Happy to share the detailed architecture and implementation approach that made this successful.
Einstein Discovery Predictive Modeling:
We started by building a comprehensive training dataset in CRM Analytics that combined two years of historical lead data with outcomes (converted vs. not converted). The dataset included 47 features across demographic, firmographic, and behavioral dimensions. We used Einstein Discovery’s automated model building, which tested multiple algorithms and recommended a gradient boosting model with 89% prediction accuracy.
Key model features by importance:
- Intent signal strength (Bombora surge score) - 23% importance
- Company employee count - 18% importance
- Industry vertical match to ICP - 16% importance
- Website engagement score - 14% importance
- Lead source channel - 12% importance
We deployed the model as a prediction definition in CRM Analytics, which generates a conversion probability score (0-100) and improvement recommendations for each lead.
External Data Connector Setup:
The external data integration required careful orchestration. We built custom connectors using the CRM Analytics External Data API to pull enrichment data:
- Clearbit Connector: Pulls firmographic data (company size, industry, tech stack) via REST API. Scheduled to run every 6 hours. Uses company domain as matching key.
- Bombora Connector: Fetches intent signal data for accounts showing research behavior on relevant topics. Updates daily due to API rate limits.
- Marketing Automation: Bi-directional sync with Pardot for engagement scores and campaign response data.
We created a recipe that joins all data sources using fuzzy matching logic on company name and domain. The recipe handles data quality issues like missing fields, duplicate records, and naming variations. It runs every 4 hours to ensure fresh data feeds into the scoring model.
Lead Scoring Automation:
The automation workflow operates in near real-time:
- New lead created in Salesforce triggers a Flow
- Flow calls the external data connectors to enrich the lead record
- Enriched data written to a staging dataset in CRM Analytics
- Recipe processes staging data and applies Einstein Discovery prediction
- Prediction score written back to Lead.Prediction_Score__c field
- Second Flow updates lead routing based on score thresholds:
- Score 80-100: Route to senior sales reps (high priority)
- Score 60-79: Route to standard sales queue
- Score 40-59: Nurture campaign via marketing automation
- Score 0-39: Long-term nurture track
Dashboard Integration:
Sales reps access scores through three dashboards:
- Lead Prioritization Dashboard: Real-time view of scored leads with filtering by score range, source, and territory
- Prediction Insights Dashboard: Shows why each lead received its score with Einstein Discovery’s improvement analysis
- Performance Analytics Dashboard: Tracks conversion rates by score band and rep performance against predictions
Results and Ongoing Optimization:
After three months, we’re seeing consistent improvements.

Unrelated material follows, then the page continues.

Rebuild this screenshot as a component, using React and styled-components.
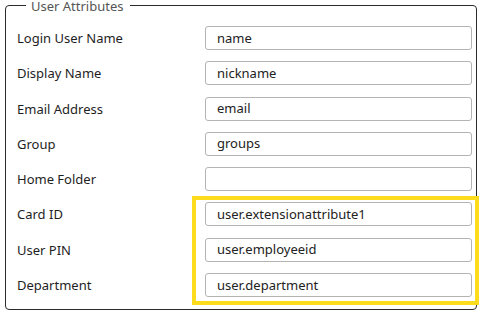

The model correctly predicts high-value leads 87% of the time, and our sales team trusts the scores enough to follow the routing recommendations. We retrain quarterly using the latest conversion outcomes, and the model accuracy has actually improved to 91% as we’ve gathered more data.
The biggest lesson learned: start with a minimum viable model and iterate. Our first version used only internal Salesforce data and achieved 76% accuracy. Adding external enrichment data boosted it to 89%. We’re now exploring adding social media signals and news sentiment data to push accuracy even higher.
Total implementation time was 6 weeks with a team of two (data analyst and admin). The ROI has been substantial - 34% improvement in conversion rates translates to roughly $2.3M in additional pipeline value per quarter for our organization.